Abstract

Due to large instruction footprints, contemporary data center applications suffer from frequent frontend stalls. Despite being a significant contributor to these stalls, the Branch Target Buffer (BTB) has received less attention compared to other frontend structures such as the instruction cache. While prior works have looked at enhancing the BTB through more efficient replacement policies and prefetching policies, a thorough analysis into optimizing the BTB’s storage efficiency is missing. In this work, we analyze BTB accesses for a large number (100+) of frontend bound applications to understand their branch target characteristics. This analysis, provides three significant observations about the nature of branch targets: (1) a significant number of branch instructions have the same branch target, (2) a significant number of branch targets share the same page address, and (3) a significant percentage of branch instructions and their targets are located on the same page. Furthermore, we observe that while applications’ address spaces are sparsely populated, they exhibit spatial locality within and across pages. We refer to these multi-page addresses as regions and we show that applications traverse a significantly smaller number of regions than pages.
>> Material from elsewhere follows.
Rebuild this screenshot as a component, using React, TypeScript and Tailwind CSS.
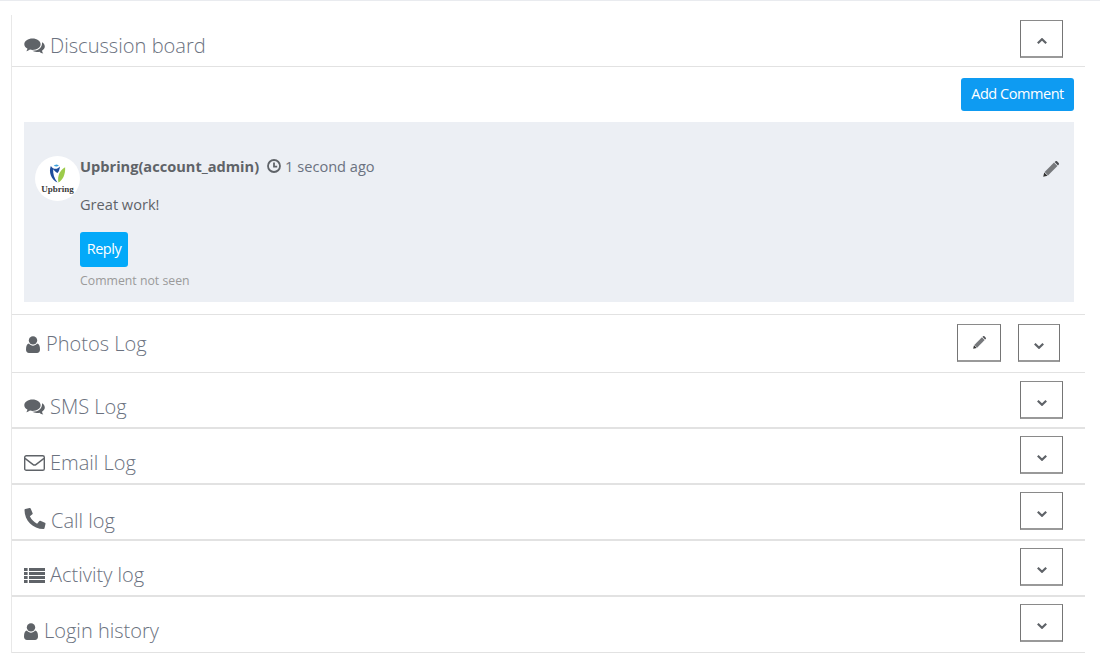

Based on these insights, we propose PDede, an efficient re-design of the BTB micro-architecture that improves storage efficiency by removing redundancy among branches and their targets. PDede introduces three techniques, (a) BTB Partitioning, (b) Branch Target Deduplication, and (c) Delta Branch Target Encoding to reduce BTB miss induced frontend stalls. We evaluate PDede across 100+ applications, spanning several usage scenarios, and show that it provides an average 14.4% (up to 76%) IPC speedup by reducing BTB misses by 54.7% on average (and up to 99.8%).